> [Set problem]: Provide the records once more, identical to the original.
***** Provided records
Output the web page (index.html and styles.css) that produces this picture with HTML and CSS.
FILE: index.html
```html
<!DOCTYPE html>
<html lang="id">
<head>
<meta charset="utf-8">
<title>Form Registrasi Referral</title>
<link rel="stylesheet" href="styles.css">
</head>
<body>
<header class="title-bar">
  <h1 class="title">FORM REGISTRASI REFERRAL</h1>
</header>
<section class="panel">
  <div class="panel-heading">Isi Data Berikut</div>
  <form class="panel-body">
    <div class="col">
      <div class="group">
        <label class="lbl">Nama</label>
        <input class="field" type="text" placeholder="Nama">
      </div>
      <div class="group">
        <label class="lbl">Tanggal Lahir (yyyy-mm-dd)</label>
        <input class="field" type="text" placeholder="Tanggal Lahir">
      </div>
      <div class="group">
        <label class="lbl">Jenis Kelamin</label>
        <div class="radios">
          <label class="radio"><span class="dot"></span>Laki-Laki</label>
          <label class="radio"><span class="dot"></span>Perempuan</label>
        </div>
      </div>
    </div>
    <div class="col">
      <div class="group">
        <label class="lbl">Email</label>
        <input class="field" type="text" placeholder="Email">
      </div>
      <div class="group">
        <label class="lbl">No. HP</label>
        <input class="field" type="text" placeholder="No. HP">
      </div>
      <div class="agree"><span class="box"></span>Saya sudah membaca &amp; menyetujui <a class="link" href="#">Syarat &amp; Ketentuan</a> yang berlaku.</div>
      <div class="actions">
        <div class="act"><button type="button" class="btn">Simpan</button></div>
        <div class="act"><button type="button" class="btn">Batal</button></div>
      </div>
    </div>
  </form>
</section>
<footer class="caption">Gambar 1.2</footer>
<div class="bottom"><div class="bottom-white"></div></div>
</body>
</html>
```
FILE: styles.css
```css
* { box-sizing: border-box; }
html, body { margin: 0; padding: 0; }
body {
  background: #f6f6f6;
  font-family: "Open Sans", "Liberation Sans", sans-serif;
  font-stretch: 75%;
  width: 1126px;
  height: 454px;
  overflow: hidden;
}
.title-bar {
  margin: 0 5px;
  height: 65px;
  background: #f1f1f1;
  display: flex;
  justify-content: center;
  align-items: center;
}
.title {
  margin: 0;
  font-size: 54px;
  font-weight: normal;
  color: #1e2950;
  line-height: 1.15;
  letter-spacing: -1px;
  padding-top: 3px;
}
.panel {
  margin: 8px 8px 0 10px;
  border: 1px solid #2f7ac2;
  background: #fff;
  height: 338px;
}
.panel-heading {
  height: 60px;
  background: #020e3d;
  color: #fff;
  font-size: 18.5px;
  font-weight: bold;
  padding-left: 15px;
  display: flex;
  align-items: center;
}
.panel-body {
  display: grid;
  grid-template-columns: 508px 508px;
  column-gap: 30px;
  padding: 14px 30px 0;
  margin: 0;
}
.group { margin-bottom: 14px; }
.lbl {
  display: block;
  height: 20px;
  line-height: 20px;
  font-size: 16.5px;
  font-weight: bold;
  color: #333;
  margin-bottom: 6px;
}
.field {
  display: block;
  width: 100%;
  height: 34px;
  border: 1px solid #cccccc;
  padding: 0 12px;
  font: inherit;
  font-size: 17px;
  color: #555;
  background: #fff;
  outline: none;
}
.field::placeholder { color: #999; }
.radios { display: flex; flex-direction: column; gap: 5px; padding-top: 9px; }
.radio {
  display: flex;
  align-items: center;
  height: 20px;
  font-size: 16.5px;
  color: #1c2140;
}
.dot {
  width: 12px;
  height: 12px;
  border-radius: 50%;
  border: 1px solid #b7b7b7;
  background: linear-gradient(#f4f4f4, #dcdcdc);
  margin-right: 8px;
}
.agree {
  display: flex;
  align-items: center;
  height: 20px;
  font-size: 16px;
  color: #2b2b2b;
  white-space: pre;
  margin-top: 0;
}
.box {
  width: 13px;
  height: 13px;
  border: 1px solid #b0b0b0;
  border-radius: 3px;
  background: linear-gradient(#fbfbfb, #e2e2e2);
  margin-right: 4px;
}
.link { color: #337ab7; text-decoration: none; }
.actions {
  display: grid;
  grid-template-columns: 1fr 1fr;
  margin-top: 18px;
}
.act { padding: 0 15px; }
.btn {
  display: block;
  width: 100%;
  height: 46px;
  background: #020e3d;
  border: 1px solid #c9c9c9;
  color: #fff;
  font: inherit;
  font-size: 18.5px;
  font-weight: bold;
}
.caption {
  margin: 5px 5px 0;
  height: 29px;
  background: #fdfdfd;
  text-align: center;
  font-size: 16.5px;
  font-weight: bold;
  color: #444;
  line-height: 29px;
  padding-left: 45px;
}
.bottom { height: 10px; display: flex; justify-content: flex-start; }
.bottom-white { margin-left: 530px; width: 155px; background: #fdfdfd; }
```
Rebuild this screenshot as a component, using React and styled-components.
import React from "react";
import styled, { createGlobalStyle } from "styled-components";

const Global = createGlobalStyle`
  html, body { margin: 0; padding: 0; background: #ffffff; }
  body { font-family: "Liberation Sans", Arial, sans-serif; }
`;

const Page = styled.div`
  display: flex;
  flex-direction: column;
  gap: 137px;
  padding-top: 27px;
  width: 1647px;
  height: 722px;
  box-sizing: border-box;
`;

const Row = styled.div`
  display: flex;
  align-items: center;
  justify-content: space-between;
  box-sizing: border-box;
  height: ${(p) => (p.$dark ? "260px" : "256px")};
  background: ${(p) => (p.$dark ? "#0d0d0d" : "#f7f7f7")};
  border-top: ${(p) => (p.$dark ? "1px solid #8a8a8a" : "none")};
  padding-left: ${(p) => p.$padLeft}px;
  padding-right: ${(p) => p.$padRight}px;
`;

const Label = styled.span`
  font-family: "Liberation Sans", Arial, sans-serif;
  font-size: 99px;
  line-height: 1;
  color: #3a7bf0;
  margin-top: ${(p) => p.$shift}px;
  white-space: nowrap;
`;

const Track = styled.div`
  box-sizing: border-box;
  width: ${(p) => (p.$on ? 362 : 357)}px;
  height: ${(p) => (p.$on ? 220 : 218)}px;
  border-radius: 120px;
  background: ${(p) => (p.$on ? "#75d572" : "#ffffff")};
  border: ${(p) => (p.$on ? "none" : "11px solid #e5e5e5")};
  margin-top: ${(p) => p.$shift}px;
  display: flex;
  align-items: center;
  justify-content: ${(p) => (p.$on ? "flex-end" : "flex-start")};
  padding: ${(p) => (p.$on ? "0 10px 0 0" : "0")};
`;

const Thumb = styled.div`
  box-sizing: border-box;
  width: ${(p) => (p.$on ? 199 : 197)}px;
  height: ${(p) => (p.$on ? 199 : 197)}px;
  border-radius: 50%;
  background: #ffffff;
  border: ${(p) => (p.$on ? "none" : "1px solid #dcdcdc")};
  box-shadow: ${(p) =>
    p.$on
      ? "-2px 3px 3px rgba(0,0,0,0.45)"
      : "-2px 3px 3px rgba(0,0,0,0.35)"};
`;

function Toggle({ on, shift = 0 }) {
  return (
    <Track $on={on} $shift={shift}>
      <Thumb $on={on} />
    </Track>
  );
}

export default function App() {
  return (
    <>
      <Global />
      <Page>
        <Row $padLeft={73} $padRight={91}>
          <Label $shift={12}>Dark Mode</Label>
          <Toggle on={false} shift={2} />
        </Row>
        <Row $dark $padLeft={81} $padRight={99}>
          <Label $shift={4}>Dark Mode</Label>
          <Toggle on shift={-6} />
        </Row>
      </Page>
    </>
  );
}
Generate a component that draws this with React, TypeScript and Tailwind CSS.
**********
> [Output for this exercise]:
Output the web page (index.html and styles.css) that produces this picture with HTML and CSS.
FILE: index.html
```html
<!DOCTYPE html>
<html lang="id">
<head>
<meta charset="utf-8">
<title>Form Registrasi Referral</title>
<link rel="stylesheet" href="styles.css">
</head>
<body>
<header class="title-bar">
  <h1 class="title">FORM REGISTRASI REFERRAL</h1>
</header>
<section class="panel">
  <div class="panel-heading">Isi Data Berikut</div>
  <form class="panel-body">
    <div class="col">
      <div class="group">
        <label class="lbl">Nama</label>
        <input class="field" type="text" placeholder="Nama">
      </div>
      <div class="group">
        <label class="lbl">Tanggal Lahir (yyyy-mm-dd)</label>
        <input class="field" type="text" placeholder="Tanggal Lahir">
      </div>
      <div class="group">
        <label class="lbl">Jenis Kelamin</label>
        <div class="radios">
          <label class="radio"><span class="dot"></span>Laki-Laki</label>
          <label class="radio"><span class="dot"></span>Perempuan</label>
        </div>
      </div>
    </div>
    <div class="col">
      <div class="group">
        <label class="lbl">Email</label>
        <input class="field" type="text" placeholder="Email">
      </div>
      <div class="group">
        <label class="lbl">No. HP</label>
        <input class="field" type="text" placeholder="No. HP">
      </div>
      <div class="agree"><span class="box"></span>Saya sudah membaca &amp; menyetujui <a class="link" href="#">Syarat &amp; Ketentuan</a> yang berlaku.</div>
      <div class="actions">
        <div class="act"><button type="button" class="btn">Simpan</button></div>
        <div class="act"><button type="button" class="btn">Batal</button></div>
      </div>
    </div>
  </form>
</section>
<footer class="caption">Gambar 1.2</footer>
<div class="bottom"><div class="bottom-white"></div></div>
</body>
</html>
```
FILE: styles.css
```css
* { box-sizing: border-box; }
html, body { margin: 0; padding: 0; }
body {
  background: #f6f6f6;
  font-family: "Open Sans", "Liberation Sans", sans-serif;
  font-stretch: 75%;
  width: 1126px;
  height: 454px;
  overflow: hidden;
}
.title-bar {
  margin: 0 5px;
  height: 65px;
  background: #f1f1f1;
  display: flex;
  justify-content: center;
  align-items: center;
}
.title {
  margin: 0;
  font-size: 54px;
  font-weight: normal;
  color: #1e2950;
  line-height: 1.15;
  letter-spacing: -1px;
  padding-top: 3px;
}
.panel {
  margin: 8px 8px 0 10px;
  border: 1px solid #2f7ac2;
  background: #fff;
  height: 338px;
}
.panel-heading {
  height: 60px;
  background: #020e3d;
  color: #fff;
  font-size: 18.5px;
  font-weight: bold;
  padding-left: 15px;
  display: flex;
  align-items: center;
}
.panel-body {
  display: grid;
  grid-template-columns: 508px 508px;
  column-gap: 30px;
  padding: 14px 30px 0;
  margin: 0;
}
.group { margin-bottom: 14px; }
.lbl {
  display: block;
  height: 20px;
  line-height: 20px;
  font-size: 16.5px;
  font-weight: bold;
  color: #333;
  margin-bottom: 6px;
}
.field {
  display: block;
  width: 100%;
  height: 34px;
  border: 1px solid #cccccc;
  padding: 0 12px;
  font: inherit;
  font-size: 17px;
  color: #555;
  background: #fff;
  outline: none;
}
.field::placeholder { color: #999; }
.radios { display: flex; flex-direction: column; gap: 5px; padding-top: 9px; }
.radio {
  display: flex;
  align-items: center;
  height: 20px;
  font-size: 16.5px;
  color: #1c2140;
}
.dot {
  width: 12px;
  height: 12px;
  border-radius: 50%;
  border: 1px solid #b7b7b7;
  background: linear-gradient(#f4f4f4, #dcdcdc);
  margin-right: 8px;
}
.agree {
  display: flex;
  align-items: center;
  height: 20px;
  font-size: 16px;
  color: #2b2b2b;
  white-space: pre;
  margin-top: 0;
}
.box {
  width: 13px;
  height: 13px;
  border: 1px solid #b0b0b0;
  border-radius: 3px;
  background: linear-gradient(#fbfbfb, #e2e2e2);
  margin-right: 4px;
}
.link { color: #337ab7; text-decoration: none; }
.actions {
  display: grid;
  grid-template-columns: 1fr 1fr;
  margin-top: 18px;
}
.act { padding: 0 15px; }
.btn {
  display: block;
  width: 100%;
  height: 46px;
  background: #020e3d;
  border: 1px solid #c9c9c9;
  color: #fff;
  font: inherit;
  font-size: 18.5px;
  font-weight: bold;
}
.caption {
  margin: 5px 5px 0;
  height: 29px;
  background: #fdfdfd;
  text-align: center;
  font-size: 16.5px;
  font-weight: bold;
  color: #444;
  line-height: 29px;
  padding-left: 45px;
}
.bottom { height: 10px; display: flex; justify-content: flex-start; }
.bottom-white { margin-left: 530px; width: 155px; background: #fdfdfd; }
```
Rebuild this screenshot as a component, using React and styled-components.
import React from "react";
import styled, { createGlobalStyle } from "styled-components";

const Global = createGlobalStyle`
  html, body { margin: 0; padding: 0; background: #ffffff; }
  body { font-family: "Liberation Sans", Arial, sans-serif; }
`;

const Page = styled.div`
  display: flex;
  flex-direction: column;
  gap: 137px;
  padding-top: 27px;
  width: 1647px;
  height: 722px;
  box-sizing: border-box;
`;

const Row = styled.div`
  display: flex;
  align-items: center;
  justify-content: space-between;
  box-sizing: border-box;
  height: ${(p) => (p.$dark ? "260px" : "256px")};
  background: ${(p) => (p.$dark ? "#0d0d0d" : "#f7f7f7")};
  border-top: ${(p) => (p.$dark ? "1px solid #8a8a8a" : "none")};
  padding-left: ${(p) => p.$padLeft}px;
  padding-right: ${(p) => p.$padRight}px;
`;

const Label = styled.span`
  font-family: "Liberation Sans", Arial, sans-serif;
  font-size: 99px;
  line-height: 1;
  color: #3a7bf0;
  margin-top: ${(p) => p.$shift}px;
  white-space: nowrap;
`;

const Track = styled.div`
  box-sizing: border-box;
  width: ${(p) => (p.$on ? 362 : 357)}px;
  height: ${(p) => (p.$on ? 220 : 218)}px;
  border-radius: 120px;
  background: ${(p) => (p.$on ? "#75d572" : "#ffffff")};
  border: ${(p) => (p.$on ? "none" : "11px solid #e5e5e5")};
  margin-top: ${(p) => p.$shift}px;
  display: flex;
  align-items: center;
  justify-content: ${(p) => (p.$on ? "flex-end" : "flex-start")};
  padding: ${(p) => (p.$on ? "0 10px 0 0" : "0")};
`;

const Thumb = styled.div`
  box-sizing: border-box;
  width: ${(p) => (p.$on ? 199 : 197)}px;
  height: ${(p) => (p.$on ? 199 : 197)}px;
  border-radius: 50%;
  background: #ffffff;
  border: ${(p) => (p.$on ? "none" : "1px solid #dcdcdc")};
  box-shadow: ${(p) =>
    p.$on
      ? "-2px 3px 3px rgba(0,0,0,0.45)"
      : "-2px 3px 3px rgba(0,0,0,0.35)"};
`;

function Toggle({ on, shift = 0 }) {
  return (
    <Track $on={on} $shift={shift}>
      <Thumb $on={on} />
    </Track>
  );
}

export default function App() {
  return (
    <>
      <Global />
      <Page>
        <Row $padLeft={73} $padRight={91}>
          <Label $shift={12}>Dark Mode</Label>
          <Toggle on={false} shift={2} />
        </Row>
        <Row $dark $padLeft={81} $padRight={99}>
          <Label $shift={4}>Dark Mode</Label>
          <Toggle on shift={-6} />
        </Row>
      </Page>
    </>
  );
}
Generate a component that draws this with React, TypeScript and Tailwind CSS.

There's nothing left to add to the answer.